Hamlet's principle thesis is that raid awareness is a skill that can be learned and practiced. That sounds simple enough in plain terms, but awareness and how to improve it isn't something I've seen often discussed seriously in WoW circles. Sure, I've heard many complaints (and made plenty myself) about people who die to easily preventable things such as fire, or void zones, or whatever, but it's usually talked about as if it's a done deal--"so-and-so pisses us off because they always die in the fire." Not "what measurable steps can so-and-so take to stop dying in the fire?"



I tried to shorten this down, but I want to quote this entire paragraph from early on in Hamlet's post, because it deserves to be repeated in its entirety:

The MVP of your raid group isn't the person at the top of the DPS meter; it's the person who hasn't died by standing in fire in 3 months. Doing elite DPS is rare, but doing quite good DPS is somewhat common. A player who does quite good DPS and dies regularly to avoidable mechanics is nothing special. A player who does quite good DPS and dies very rarely to avoidable mechanics is the best prize a guild recruiter can find in their applicant pool.
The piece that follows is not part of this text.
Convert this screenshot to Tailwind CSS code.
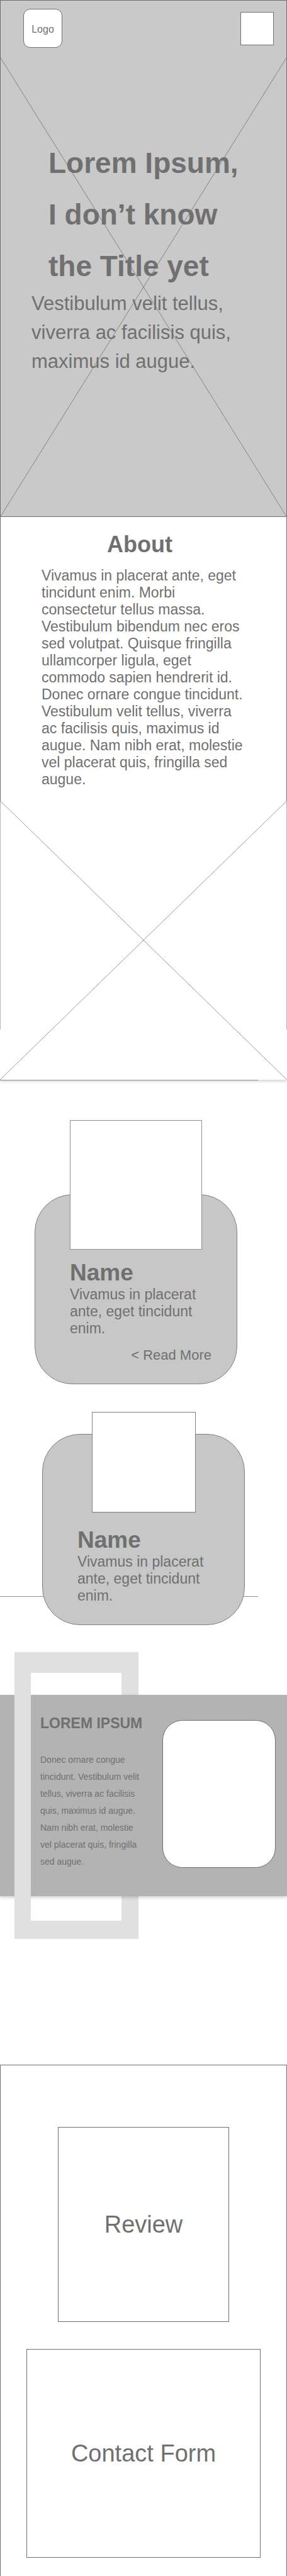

Because a raid full of those players, even if none of them are at the top of worldwide log rankings, is going to succeed at what matters. They're going to win boss encounters.

I smiled at this analysis, because it reminded me of the philosophy at the center of the movie Moneyball, based on the book of the same title, which documents a specific evolution in the way baseball teams were formulated. The basic idea is that the most effective baseball team won't necessarily be composed of stars with the most home runs. It will be composed of the players who get on base the most. Because getting on base is ultimately what matters. A player on base is a player who can get around all the bases and score.

Similarly, this is what Hamlet points out: the player who very, very rarely dies to avoidable boss mechanics is a more valuable player than the one who tops the DPS meters, and a player who is both of those things is a true prize indeed. As my old raid leaders used to say: your DPS is zero when you're dead. Furthermore, I don't think this philosophy is unique to DPS players, though we often use them as examples. As a main spec healer, keeping myself alive is the best thing I can do for a raid, because I too am incapable of performing my duties while dead. If I'm so focused on healing other people that I forget to move out of the Falling Ash, then none of those people get any more of my heals.

Throne of Thunder

So, the question remains: how to become a player who doesn't die in the fire? Hamlet goes through and offers some very specific advice for achieving this, and it is excellent. In addition, Hamlet's tips make clear some other things I've rarely seen articulated, for example, the fact that every single thing the boss does is probably not something you need to know about. Do you really care about cleave if you're not a tank or a tank healer? Does every single boss ability really need to have a sound trigger? So, first step then: identify the mechanics you absolutely must know about, and pare down your UI warnings to show only those things. Then, make sure that those warnings are extremely noticeable, so that you will never tune them out.

I could go on listing more examples of the advice in the post, but there's really no point in me continuing to repeat it. Just go read the whole thing already--seriously! The greatest thing about Hamlet's advice is that following it doesn't require anyone to be a serious theorycrafter, or to have the most bleeding edge equipment, or the World's Best Internet Connection. The single most important thing you can do to improve your raid performance is to become more situationally aware, and there are straightforward, relatively simple ways you can do that. It just may be the best thing you ever do for your raid team.